I told him I had not been home ( I have witnesses) and told him to search my car...and to search me if he needed to. I opened my car, front seats, back seats, AND the trunk. He, after trashing my car (more so than it usually is) and emptying my purse, he STILL insisted that I stole the money! I stated to have the cops called, check my car, and fingerprint the fucking safe (which, might I add, I have NEVER touched except to maybe rest my elbow on) in the year that I have been working there. Of course, the cops were not called ( I wish they had been!) and Derek told me to never show my ass in that club again.

A few things that make me a target:1) I was the only one working in that level of the office; 2} they know I start a new job next week (which I WAS going to hold on to Plush a few days a week in case the new job didnt work out).

After this humilitating encounter, I called the other manager, Lisa, and told her what was going on. Surprisingly, she had no idea. She talked to Derek and called me back, asking if I knew how much money was missing. I stated that Derek told me $300-400 was gone. She said that $300, pluse two 50's and some 20's, but Derek didn't know how many. I told her ( as I had stated previoudly) that if they wanted to bring the police into the situtation, I waw all for it. I KNOW I DID NOT TAKE THE FUCKING MONEY!. She told me to leave the parking lot because at that point me and one other person, Amy ( who saw Derek throw me around lick a prostitute) were blocking the drive (ever though no one was trying to get out at the time). Lisa said that she and Chris (the owner) were going to go up to the club and review the tapes. I told her to let me know who they caught on tape taking the money so I could smack the shit out of them later.

I called her after 3am, she told me to call her after 2pm and that she didn't go up there, but that she would let me know what she finds out.
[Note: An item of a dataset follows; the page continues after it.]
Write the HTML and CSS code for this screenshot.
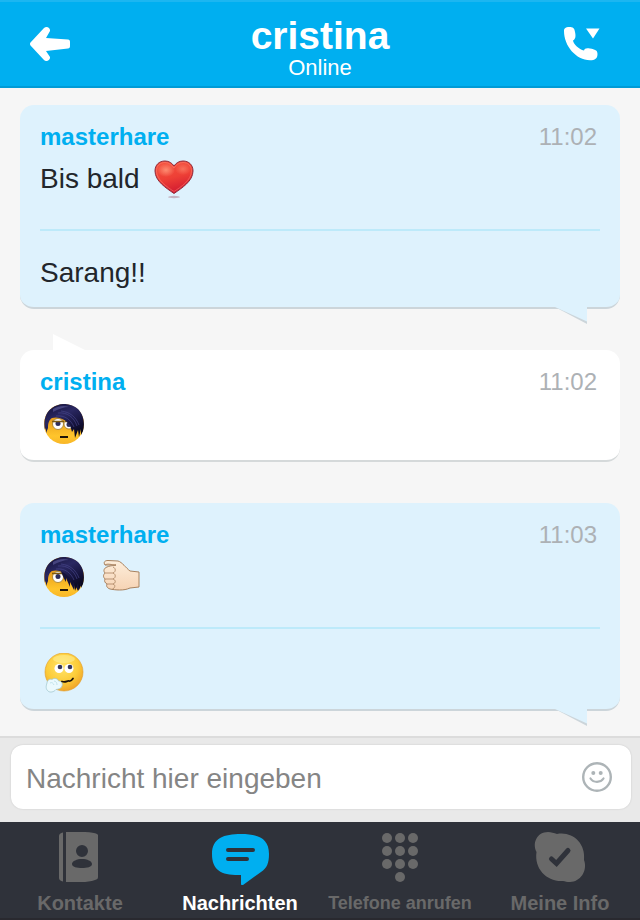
FILE: index.html
```html
<!DOCTYPE html>
<html lang="de">
<head>
    <meta charset="UTF-8">
    <meta name="viewport" content="width=device-width, initial-scale=1.0">
    <title>cristina</title>
    <link rel="stylesheet" href="styles.css">
</head>
<body>

<!-- Shared gradients and emoticon parts -->
<svg class="defs" width="0" height="0" aria-hidden="true">
    <defs>
        <radialGradient id="skin" cx="45%" cy="35%" r="65%">
            <stop offset="0" stop-color="#ffe56a"/>
            <stop offset="0.65" stop-color="#fccb38"/>
            <stop offset="1" stop-color="#f0a52a"/>
        </radialGradient>
        <linearGradient id="emoSkin" x1="0" y1="0" x2="0" y2="1">
            <stop offset="0.4" stop-color="#e9a01c"/>
            <stop offset="0.8" stop-color="#ffc52c"/>
            <stop offset="1" stop-color="#f8b628"/>
        </linearGradient>
        <linearGradient id="hair" x1="0.2" y1="0" x2="0.8" y2="1">
            <stop offset="0" stop-color="#17153f"/>
            <stop offset="0.35" stop-color="#2a2862"/>
            <stop offset="0.7" stop-color="#14123a"/>
            <stop offset="1" stop-color="#050410"/>
        </linearGradient>
        <linearGradient id="love" x1="0.3" y1="0" x2="0.6" y2="1">
            <stop offset="0" stop-color="#f4523f"/>
            <stop offset="0.5" stop-color="#ee4036"/>
            <stop offset="1" stop-color="#cf1630"/>
        </linearGradient>
        <radialGradient id="loveShine">
            <stop offset="0" stop-color="#ff9478" stop-opacity="0.9"/>
            <stop offset="1" stop-color="#ff9478" stop-opacity="0"/>
        </radialGradient>
        <linearGradient id="palm" x1="0" y1="0" x2="0" y2="1">
            <stop offset="0" stop-color="#fdeedb"/>
            <stop offset="1" stop-color="#f6d3b4"/>
        </linearGradient>
        <symbol id="emoHair" viewBox="0 0 40 40">
            <path d="M1 26C-1 16 2 8 8 4C16-2 27-1 34 5C40 11 41 20 39 27L37 31L37 25L35 33L34 26L31 34L30 25L28 28L26 21C21 15 14 12 8 14C5 16 4 19 4 24L2 29L2 24Z" fill="url(#hair)"/>
            <path d="M14 9C23 8 30 13 33 22M17 7C26 8 32 13 35 21M12 12C21 11 27 16 30 23" fill="none" stroke="#4b4990" stroke-width="0.6"/>
            <path d="M9 5C14 2 20 1 25 3C20 3 14 5 9 8Z" fill="#6664a5" opacity="0.55"/>
        </symbol>
    </defs>
</svg>

<div class="app">
    <header class="topbar">
        <button class="icon-button back" type="button" aria-label="Zurück">
            <svg width="40" height="34" viewBox="0 0 40 34">
                <path d="M0.5 15.500L14 1C16.500-1 20.500 0.500 20 4L16 11L38 12.500C39.500 12.800 40 13.500 40 15V19C40 20.500 39.500 21.200 38 21.500L16 24L20 30C20.500 33.500 16.500 35.300 14 33L0.500 18.500C-0.200 17.500-0.200 16.500 0.500 15.500Z" fill="#fff"/>
            </svg>
        </button>
        <div class="contact">
            <h1>cristina</h1>
            <p>Online</p>
        </div>
        <button class="icon-button call" type="button" aria-label="Anrufen">
            <svg width="40" height="34" viewBox="0 0 40 34">
                <path d="M4 4C4 1 6 0 9 0C13 0 14.500 1 15 5C16 9.500 15.500 12 13 13.500C13.500 17 19 22.500 24 23.500C24.500 21 27 20.800 30 21.500C35 22.500 37.500 23 37.500 27C37.500 31.500 35 33.300 30 33.300C16 33 4 19 4 4Z" fill="#fff"/>
                <path d="M26 1.500H39.500L33 11.500Z" fill="#fff"/>
            </svg>
        </button>
    </header>

    <main class="messages">
        <section class="bubble own">
            <div class="bubble-head">
                <h2>masterhare</h2>
                <time>11:02</time>
            </div>
            <div class="line">
                <span>Bis bald</span>
                <svg class="emoticon" viewBox="0 0 40 40" role="img" aria-label="Herz">
                    <ellipse cx="20" cy="38" rx="6" ry="1.200" fill="#b99aa8" opacity="0.7"/>
                    <path d="M20 34.500C12 29 1 22 1 12C1 6 5 2 11 2C15 2 18 4 20 7C22 4 25 2 29 2C35 2 39 6 39 12C39 22 28 29 20 34.500Z" fill="url(#love)" stroke="#8f2c3c"/>
                    <ellipse cx="12" cy="11" rx="9" ry="7" fill="url(#loveShine)"/>
                    <ellipse cx="29" cy="10" rx="8" ry="6" fill="url(#loveShine)" opacity="0.6"/>
                    <path d="M20 32.500C13 28 2.500 21 2.500 12C2.500 7 6 3.500 11 3.500C15 3.500 18 6 20 9C22 6 25 3.500 29 3.500C34 3.500 37.500 7 37.500 12C37.500 21 27 28 20 32.500Z" fill="none" stroke="#ff8b7c" stroke-width="0.8" opacity="0.6"/>
                </svg>
            </div>
            <div class="line follow-up text-only">
                <span>Sarang!!</span>
            </div>
            <svg class="tail" width="32" height="17" viewBox="0 0 32 17" aria-hidden="true">
                <path d="M0 0H32V17Z" fill="#ccd5da"/>
                <path d="M0 0V-2H32V14.500Z" fill="#def2fd"/>
            </svg>
        </section>

        <section class="bubble">
            <svg class="tail" width="32" height="16" viewBox="0 0 32 16" aria-hidden="true">
                <path d="M0 0V16H32Z" fill="#fff"/>
            </svg>
            <div class="bubble-head">
                <h2>cristina</h2>
                <time>11:02</time>
            </div>
            <div class="line">
                <svg class="emoticon" viewBox="0 0 40 40" role="img" aria-label="Emo">
                    <circle cx="20" cy="20" r="20" fill="url(#emoSkin)"/>
                    <circle cx="14" cy="20" r="5.500" fill="#fff" stroke="#9c7a2a" stroke-width="0.8"/>
                    <circle cx="25" cy="20" r="5" fill="#fff" stroke="#9c7a2a" stroke-width="0.8"/>
                    <circle cx="14" cy="19.500" r="2.500" fill="#2c2d5c"/>
                    <circle cx="25" cy="20.500" r="2.500" fill="#2c2d5c"/>
                    <path d="M8 17.500H20M21 17.500H30" stroke="#7c5a14" stroke-width="1.500"/>
                    <path d="M16 33H24" stroke="#201408" stroke-width="2"/>
                    <use href="#emoHair" width="40" height="40"/>
                </svg>
            </div>
        </section>

        <section class="bubble own">
            <div class="bubble-head">
                <h2>masterhare</h2>
                <time>11:03</time>
            </div>
            <div class="line">
                <svg class="emoticon" viewBox="0 0 40 40" role="img" aria-label="Emo">
                    <circle cx="20" cy="20" r="20" fill="url(#emoSkin)"/>
                    <circle cx="14" cy="20" r="5.500" fill="#fff" stroke="#9c7a2a" stroke-width="0.8"/>
                    <circle cx="14" cy="19.500" r="2.500" fill="#2c2d5c"/>
                    <path d="M8 16.500H20" stroke="#7c5a14" stroke-width="1.500"/>
                    <path d="M16 33H24" stroke="#201408" stroke-width="2"/>
                    <path d="M16 12C18 17 20 22 22 25L22 21L26 30L26 25L30 33L31 28L34 34L38 27L34 12Z" fill="#14123a"/>
                    <use href="#emoHair" width="40" height="40"/>
                </svg>
                <svg class="emoticon" viewBox="0 0 40 40" role="img" aria-label="Faust">
                    <path d="M3 8C1 5 3 3.500 6 3.500L16 4C20 5 24 11 28 14L37 15V30L28 31C22 34 13 33 8 32C5 31 4 29 5 27C3 26 2 24 3 22C1 20 1 18 3 16C1 14 2 11 5 10C10 8 12 9 14 8Z" fill="url(#palm)" stroke="#a8825f" stroke-linejoin="round"/>
                    <path d="M14 8C9 8 6 6 3 8M3 16H11C14 15 14 11 11 10M3 22H11C14 21 14 17 11 16M5 27H11C14 26 14 23 11 22M11 27C14 28 13 31 10 32.500" fill="none" stroke="#a8825f" stroke-width="0.8"/>
                </svg>
            </div>
            <div class="line follow-up">
                <svg class="emoticon" viewBox="0 0 40 40" role="img" aria-label="Verträumt">
                    <circle cx="20" cy="19" r="19" fill="url(#skin)" stroke="#e29a22" stroke-width="0.6"/>
                    <ellipse cx="20" cy="6" rx="11" ry="4" fill="#fff6a8" opacity="0.45"/>
                    <circle cx="15" cy="15.500" r="4.500" fill="#fff"/>
                    <circle cx="25" cy="15.500" r="4.500" fill="#fff"/>
                    <circle cx="16" cy="14" r="2.300" fill="#35385d"/>
                    <circle cx="26" cy="14" r="2.300" fill="#35385d"/>
                    <path d="M18 28.500C22 30 23 27.500 25 28C27 28.500 28 27 29 25.500" fill="none" stroke="#1d130b" stroke-width="1.800" stroke-linecap="round"/>
                    <path d="M3 30C3 27 6 25.500 8 26.500C10 24.500 14 25.500 14.500 28C17 28 19 30 18 33C17 36 14 36 12 36.500C10 39 6 40 4 38C1.500 36 2 33 3 30Z" fill="#eaf9fd" stroke="#a5c9d1" stroke-width="0.8"/>
                    <path d="M6 30C8 29 9 30 10 32M10 28C12 28 13 30 13 32" fill="none" stroke="#b8dce4" stroke-width="0.8"/>
                </svg>
            </div>
            <svg class="tail" width="32" height="17" viewBox="0 0 32 17" aria-hidden="true">
                <path d="M0 0H32V17Z" fill="#ccd5da"/>
                <path d="M0 0V-2H32V14.500Z" fill="#def2fd"/>
            </svg>
        </section>
    </main>

    <form class="composer">
        <div class="composer-box">
            <input type="text" id="messageInput" placeholder="Nachricht hier eingeben" aria-label="Nachricht hier eingeben">
            <button class="icon-button" type="button" aria-label="Emoticons">
                <svg width="30" height="30" viewBox="0 0 30 30">
                    <circle cx="15" cy="15" r="13.800" fill="none" stroke="#adb4b7" stroke-width="2.400"/>
                    <circle cx="11.300" cy="11" r="2" fill="#adb4b7"/>
                    <circle cx="18.700" cy="11" r="2" fill="#adb4b7"/>
                    <path d="M8.500 16.500C11.500 21 18.500 21 21.500 16.500" fill="none" stroke="#adb4b7" stroke-width="2.200" stroke-linecap="round"/>
                </svg>
            </button>
        </div>
    </form>

    <nav class="tabs">
        <a href="#kontakte">
            <svg width="60" height="52" viewBox="0 0 60 52" fill="currentColor">
                <path d="M13 1.500V50.500C10.500 50 9 49 9 47V5C9 3 10.500 2 13 1.500Z"/>
                <path fill-rule="evenodd" d="M16 1H35C41 1 45 2 47 3C48 3.500 48 4 48 5V46C48 48 47 48.500 45 49C41 50.500 36 51 32 51H16ZM32 14A6 6 0 1 0 32 26A6 6 0 1 0 32 14ZM32 28C27 28 22 30 22 33C22 36 27 37 32 37C37 37 42 36 42 33C42 30 37 28 32 28Z"/>
            </svg>
            <span>Kontakte</span>
        </a>
        <a class="active" href="#nachrichten">
            <svg width="60" height="54" viewBox="0 0 60 54">
                <path d="M31 3C48 3 59 7 59 23C59 32 57 37 51 41L33 54C31.500 54.500 31 54 31 52.500V44C12 44.500 2 40 2 23C2 7 14 3 31 3Z" fill="#00aff0"/>
                <path d="M18 19H43M18 28H37" stroke="#2f323a" stroke-width="4" stroke-linecap="round"/>
            </svg>
            <span>Nachrichten</span>
        </a>
        <a class="compact" href="#telefon">
            <svg width="60" height="52" viewBox="0 0 60 52" fill="currentColor">
                <circle cx="17" cy="7" r="5"/><circle cx="30" cy="7" r="5"/><circle cx="43" cy="7" r="5"/>
                <circle cx="17" cy="20" r="5"/><circle cx="30" cy="20" r="5"/><circle cx="43" cy="20" r="5"/>
                <circle cx="17" cy="33" r="5"/><circle cx="30" cy="33" r="5"/><circle cx="43" cy="33" r="5"/>
                <circle cx="30" cy="46" r="5"/>
            </svg>
            <span>Telefone anrufen</span>
        </a>
        <a href="#info">
            <svg width="60" height="52" viewBox="0 0 60 52">
                <path d="M18 1C21 1 24 2 27 3C42 0 56 12 54 29C58 40 50 51 40 51C37 51 35 50.500 33 50C17 51 4 38 6.500 21C2 12 7 1 18 1Z" fill="currentColor"/>
                <path d="M21.500 28L26.500 32.500L38 19.500" fill="none" stroke="#2f323a" stroke-width="5" stroke-linecap="round"/>
            </svg>
            <span>Meine Info</span>
        </a>
    </nav>
</div>

</body>
</html>
```
FILE: styles.css
```css
* {
    box-sizing: border-box;
}

body {
    margin: 0;
    font-family: "Liberation Sans", Arial, Helvetica, sans-serif;
    background-color: #f6f6f6;
    color: #22262b;
}

h1, h2, p {
    margin: 0;
}

svg {
    display: block;
}

.defs {
    position: absolute;
}

.app {
    display: flex;
    flex-direction: column;
    min-height: 100vh;
}

.icon-button {
    padding: 0;
    border: none;
    background: none;
    cursor: pointer;
}

/* Header */
.topbar {
    display: flex;
    align-items: center;
    justify-content: space-between;
    padding: 14px 30px 6px;
    background-color: #00aff0;
    border-top: 2px solid #1cb6f1;
    border-bottom: 2px solid #009bd6;
    color: #fff;
}

.topbar .icon-button {
    width: 50px;
    padding-bottom: 8px;
}

.contact {
    text-align: center;
}

.contact h1 {
    font-size: 39px;
    line-height: 40px;
}

.contact p {
    font-size: 22px;
    line-height: 24px;
}

/* Conversation */
.messages {
    flex: 1;
    display: flex;
    flex-direction: column;
    gap: 41px;
    padding: 17px 20px 22px;
}

.bubble {
    position: relative;
    padding: 16px 20px 10px;
    background-color: #fff;
    border-bottom: 2px solid #d5d9da;
    border-radius: 14px;
}

.bubble.own {
    background-color: #def2fd;
    border-bottom-color: #ccd5da;
}

.bubble-head {
    display: flex;
    justify-content: space-between;
    padding-right: 3px;
    font-size: 24px;
    line-height: 32px;
}

.bubble-head h2 {
    font-size: 24px;
    color: #00aff0;
}

.bubble-head time {
    color: #adb1b5;
}

.line {
    display: flex;
    align-items: center;
    gap: 10px;
    min-height: 52px;
    font-size: 28px;
}

.line.text-only {
    min-height: 48px;
}

.line.follow-up {
    margin-top: 24px;
    padding-top: 18px;
    border-top: 2px solid #bdeafa;
    box-sizing: content-box;
}

.emoticon {
    width: 40px;
    height: 40px;
    margin: 0 4px;
}

.tail {
    position: absolute;
    left: 33px;
    bottom: 100%;
}

.own .tail {
    left: auto;
    right: 33px;
    bottom: auto;
    top: 100%;
}

/* Message input */
.composer {
    padding: 7px 9px 13px 11px;
    background-color: #e9e9e9;
    border-top: 2px solid #dcdcdc;
}

.composer-box {
    display: flex;
    align-items: center;
    padding: 0 19px 0 15px;
    background-color: #fff;
    border-radius: 12px;
    box-shadow: 0 0 2px rgba(0, 0, 0, 0.15);
}

.composer-box input {
    flex: 1;
    min-width: 0;
    height: 64px;
    padding: 3px 0 0;
    border: none;
    outline: none;
    background: none;
    font-family: inherit;
    font-size: 28px;
}

.composer-box input::placeholder {
    color: #858585;
    opacity: 1;
}

/* Bottom navigation */
.tabs {
    display: grid;
    grid-template-columns: repeat(4, 1fr);
    background-color: #2f323a;
    border-bottom: 2px solid #29292f;
}

.tabs a {
    display: flex;
    flex-direction: column;
    align-items: center;
    justify-content: space-between;
    height: 96px;
    padding: 9px 0 3px;
    color: #696969;
    font-size: 20px;
    font-weight: bold;
    line-height: 24px;
    text-decoration: none;
    white-space: nowrap;
}

.tabs a.active {
    color: #fff;
}

.tabs a.compact {
    font-size: 18px;
}
```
First off, I have been there for a year now (if you include bar training courses, which they don/t). As far as Pluch is concerned, next month will by my year anniveresery (sp?). I have been there much longer than Derek. At ;east gove me enough credit that, IF> I were to steal, I wouldn't take money from the goddamn safe that has more than likely been counted. As far as I am concerned, the safe stays locked! But refer to the "target" statement above.